Electrochemical-thermal coupled investigation of lithium iron phosphate cell performances under air-cooled conditions

Abstract

The power battery performance is of great importance for electric vehicles (EVs) and hybrid electric vehicles (HEVs). Lithium Iron Phosphate (LFP) battery is a promising choice for the power of EVs, because of its high cell capacity and good economics in long term usage. The discharge process of a lithium-ion battery is affected by its operating conditions. In this paper, an electrochemical-thermal coupling numerical model is developed for a cylindrical LFP battery. The effects of discharge rate, ambient temperature, and convective heat transfer coefficient on the discharge characteristics and heat generation performance are discussed. The results show that the cell discharge voltage and the depth of discharge decrease with the increase of discharge rate. The cell temperature rise increases almost linearly at the same discharge rate.

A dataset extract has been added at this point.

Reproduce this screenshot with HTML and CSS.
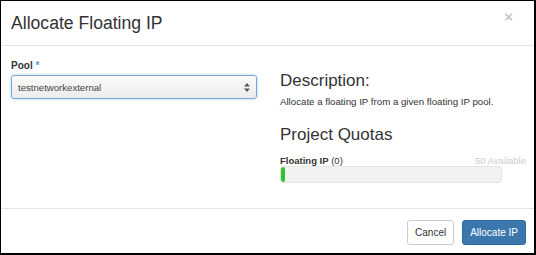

When the ambient temperature is increased, both the cell discharge voltage and the depth of discharge increase. The cell temperature rise decreases approximately linearly with the increase of the ambient temperature. In the low temperature environment, both the cell discharge voltage and the depth of discharge (DOD) decrease with the increase of the heat transfer coefficient. However, when the convective heat transfer coefficient is changed in the high temperature environment, the cell discharge voltage and the DOD unchanged. Both in the low temperature environment and high temperature environment, the cell temperature rise decreases with the increase of the heat transfer coefficient.